The war in Yemen is a proxy battle between Saudi Arabia and Iran, two bitter rivals vying for influence in the Middle East. The Saudis, along with the United Arab Emirates, want to drive the Iranian-backed Houthi rebels out of Yemen, to prevent Iran from gaining a foothold in that country and spreading their version of Islam across the region.
The Trump administration has made countering Iran a centerpiece of its foreign policy. American support for the Saudi-led war in Yemen began under the Obama administration, but Trump has doubled down on it.
Secretary of State Mike Pompeo has argued that withdrawing U.S. support for the Saudi-led campaign in Yemen would “do immense damage to U.S. national security interests and those of our Middle Eastern allies and partners.” He and other Republicans say it would embolden Iran and the Houthi rebels, reducing their incentive to participate in a negotiated settlement to the conflict.
Critics say the opposite is true.
“Every time Congress acts, the diplomatic process moves more quickly forward,” Sen. Chris Murphy, D-Conn., told USA TODAY on Wednesday. “One of the reasons why it’s important for us to keep this issue on the floor of Congress is that our debate puts pressure on the Saudis and the Houthis to come to the negotiating table.”

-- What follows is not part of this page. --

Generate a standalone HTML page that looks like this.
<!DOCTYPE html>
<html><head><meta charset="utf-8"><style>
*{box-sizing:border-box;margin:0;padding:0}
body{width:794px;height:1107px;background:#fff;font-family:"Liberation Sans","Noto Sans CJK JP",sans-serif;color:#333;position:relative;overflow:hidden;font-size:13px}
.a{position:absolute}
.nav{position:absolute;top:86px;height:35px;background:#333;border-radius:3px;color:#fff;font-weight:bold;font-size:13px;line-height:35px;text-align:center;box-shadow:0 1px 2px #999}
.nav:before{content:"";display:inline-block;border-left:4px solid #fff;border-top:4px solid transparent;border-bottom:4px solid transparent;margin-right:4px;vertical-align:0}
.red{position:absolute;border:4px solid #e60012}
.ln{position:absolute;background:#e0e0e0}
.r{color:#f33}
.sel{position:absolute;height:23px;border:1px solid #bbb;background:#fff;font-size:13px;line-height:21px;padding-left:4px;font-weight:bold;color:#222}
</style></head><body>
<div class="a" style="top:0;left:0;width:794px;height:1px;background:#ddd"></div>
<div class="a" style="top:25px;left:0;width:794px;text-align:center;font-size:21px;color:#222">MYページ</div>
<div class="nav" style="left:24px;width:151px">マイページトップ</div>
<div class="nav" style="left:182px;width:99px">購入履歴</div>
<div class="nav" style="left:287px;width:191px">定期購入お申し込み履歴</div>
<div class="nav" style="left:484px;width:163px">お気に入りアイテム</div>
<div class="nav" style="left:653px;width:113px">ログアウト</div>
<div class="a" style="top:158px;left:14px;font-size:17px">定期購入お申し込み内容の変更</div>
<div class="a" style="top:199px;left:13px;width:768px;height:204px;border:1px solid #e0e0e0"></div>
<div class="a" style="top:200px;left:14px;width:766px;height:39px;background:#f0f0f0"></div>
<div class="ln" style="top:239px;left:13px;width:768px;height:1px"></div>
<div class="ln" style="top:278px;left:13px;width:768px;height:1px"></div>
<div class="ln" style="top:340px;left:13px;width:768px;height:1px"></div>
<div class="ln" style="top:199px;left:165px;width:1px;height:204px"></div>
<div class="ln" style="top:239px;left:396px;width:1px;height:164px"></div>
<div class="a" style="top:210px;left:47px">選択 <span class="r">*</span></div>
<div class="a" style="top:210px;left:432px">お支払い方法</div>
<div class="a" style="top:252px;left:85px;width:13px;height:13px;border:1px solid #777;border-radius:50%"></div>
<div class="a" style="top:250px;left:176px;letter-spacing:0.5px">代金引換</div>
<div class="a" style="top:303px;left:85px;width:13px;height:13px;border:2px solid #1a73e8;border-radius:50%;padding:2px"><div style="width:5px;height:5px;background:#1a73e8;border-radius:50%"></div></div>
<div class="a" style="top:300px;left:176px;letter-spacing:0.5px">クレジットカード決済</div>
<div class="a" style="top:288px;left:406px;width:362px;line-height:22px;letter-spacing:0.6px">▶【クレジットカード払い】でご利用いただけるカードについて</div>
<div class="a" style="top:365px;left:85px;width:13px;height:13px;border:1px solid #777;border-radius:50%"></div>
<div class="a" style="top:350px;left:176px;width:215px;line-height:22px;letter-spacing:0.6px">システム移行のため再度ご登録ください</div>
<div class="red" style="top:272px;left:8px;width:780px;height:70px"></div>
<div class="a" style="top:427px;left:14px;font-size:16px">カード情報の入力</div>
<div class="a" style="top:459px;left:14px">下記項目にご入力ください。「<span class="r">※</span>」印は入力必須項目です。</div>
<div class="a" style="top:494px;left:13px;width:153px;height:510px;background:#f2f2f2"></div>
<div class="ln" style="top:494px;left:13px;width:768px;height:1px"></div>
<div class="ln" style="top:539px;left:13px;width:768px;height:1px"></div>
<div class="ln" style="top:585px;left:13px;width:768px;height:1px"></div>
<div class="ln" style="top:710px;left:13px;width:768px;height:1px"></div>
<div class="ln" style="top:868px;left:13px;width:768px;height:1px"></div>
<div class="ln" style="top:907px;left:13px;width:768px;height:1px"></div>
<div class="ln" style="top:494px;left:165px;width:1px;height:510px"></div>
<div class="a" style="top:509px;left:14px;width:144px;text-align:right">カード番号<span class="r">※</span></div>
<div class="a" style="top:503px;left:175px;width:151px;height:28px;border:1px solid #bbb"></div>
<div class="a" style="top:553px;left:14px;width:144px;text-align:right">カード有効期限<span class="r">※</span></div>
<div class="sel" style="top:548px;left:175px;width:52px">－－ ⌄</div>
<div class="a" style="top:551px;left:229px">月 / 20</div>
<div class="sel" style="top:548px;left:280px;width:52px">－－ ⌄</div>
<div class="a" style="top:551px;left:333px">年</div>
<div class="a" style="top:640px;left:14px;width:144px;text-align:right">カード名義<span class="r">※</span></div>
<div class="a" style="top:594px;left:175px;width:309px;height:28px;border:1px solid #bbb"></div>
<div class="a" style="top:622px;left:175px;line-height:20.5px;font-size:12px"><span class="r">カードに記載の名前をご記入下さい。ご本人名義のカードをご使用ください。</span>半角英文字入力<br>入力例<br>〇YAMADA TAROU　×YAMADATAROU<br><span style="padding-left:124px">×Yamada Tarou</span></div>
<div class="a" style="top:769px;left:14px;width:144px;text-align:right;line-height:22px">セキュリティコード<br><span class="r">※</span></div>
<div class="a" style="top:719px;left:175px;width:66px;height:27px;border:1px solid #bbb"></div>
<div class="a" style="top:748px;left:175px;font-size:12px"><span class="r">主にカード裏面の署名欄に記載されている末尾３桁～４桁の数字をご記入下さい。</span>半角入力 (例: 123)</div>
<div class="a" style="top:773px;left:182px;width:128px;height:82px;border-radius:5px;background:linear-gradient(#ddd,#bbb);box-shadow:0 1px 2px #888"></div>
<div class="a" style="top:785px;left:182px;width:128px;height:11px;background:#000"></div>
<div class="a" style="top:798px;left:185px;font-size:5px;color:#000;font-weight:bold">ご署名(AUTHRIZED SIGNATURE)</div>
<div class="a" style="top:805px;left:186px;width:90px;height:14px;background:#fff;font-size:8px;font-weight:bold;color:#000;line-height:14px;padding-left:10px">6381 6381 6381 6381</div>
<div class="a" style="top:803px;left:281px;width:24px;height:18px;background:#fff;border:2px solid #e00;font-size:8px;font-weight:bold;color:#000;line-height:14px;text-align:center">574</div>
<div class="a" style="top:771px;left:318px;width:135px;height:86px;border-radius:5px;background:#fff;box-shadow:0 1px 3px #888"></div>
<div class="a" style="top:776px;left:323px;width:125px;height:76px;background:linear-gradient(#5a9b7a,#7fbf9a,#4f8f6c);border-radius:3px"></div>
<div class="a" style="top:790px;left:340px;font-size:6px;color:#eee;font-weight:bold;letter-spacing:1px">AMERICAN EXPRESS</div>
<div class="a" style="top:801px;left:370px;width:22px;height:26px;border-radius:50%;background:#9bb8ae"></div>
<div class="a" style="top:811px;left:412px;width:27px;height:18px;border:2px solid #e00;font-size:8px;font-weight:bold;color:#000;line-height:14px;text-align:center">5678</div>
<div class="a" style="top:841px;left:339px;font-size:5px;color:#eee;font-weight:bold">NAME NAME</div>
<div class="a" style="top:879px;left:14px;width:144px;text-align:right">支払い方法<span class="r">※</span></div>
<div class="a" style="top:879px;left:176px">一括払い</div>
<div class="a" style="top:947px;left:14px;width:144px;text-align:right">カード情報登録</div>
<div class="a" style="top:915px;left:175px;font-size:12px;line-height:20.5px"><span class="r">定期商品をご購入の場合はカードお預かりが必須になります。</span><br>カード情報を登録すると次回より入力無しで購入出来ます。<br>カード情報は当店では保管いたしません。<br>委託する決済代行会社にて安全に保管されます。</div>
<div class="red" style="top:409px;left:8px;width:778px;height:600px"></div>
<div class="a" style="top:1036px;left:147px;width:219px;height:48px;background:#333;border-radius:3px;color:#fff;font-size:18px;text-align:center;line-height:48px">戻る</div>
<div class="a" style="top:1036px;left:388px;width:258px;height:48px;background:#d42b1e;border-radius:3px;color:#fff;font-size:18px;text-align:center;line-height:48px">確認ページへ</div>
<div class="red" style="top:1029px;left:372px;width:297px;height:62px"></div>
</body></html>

Murphy said it shows the Saudis that America’s commitment is not “open-ended” and signals to the Houthis that the U.S. can serve as an honest broker instead of an “unconditional supporter of one side of the conflict.”
So will Congress override Trump’s veto?
Lawmakers will almost certainly come up short on a veto override. Although both the House and Senate easily passed the Yemen measure, supporters do not have the two-thirds super-majority needed in each chamber to overturn Trump’s veto.
“I’m more than happy to put the Senate back on the record, but I know where the votes are,” said Murphy.
But he and other lawmakers noted there are many other avenues for Congress to push back against Trump’s policy.
“First we can consider specific sanctions on (Mohammed bin Salman),” Rep. Ro Khanna, D-Calif., a leading proponent of ending the U.S. role in Yemen, told CNN on Wednesday. “And second, we can consider restricting arms sales.”
Saudi Arabia has purchased almost all its weapons from the U.S. as a way to cement the U.S.-Saudi alliance. Trump has said he doesn’t want to jeopardize that financial boon for the U.S. defense industry.
Sen. Bob Menendez, D-N.J., the top Democrat on the Senate Foreign Relations Committee, has blocked any future U.S. arms sales to Saudi Arabia. If the Trump administration tries to go through with such a transaction, it would spark a major showdown with Congress.
“At some point the Saudi’s are going to need get a resupply of precision-guided missiles,” said Murphy, providing the House and Senate another opportunity to weigh in on the U.S.-Saudi relationship.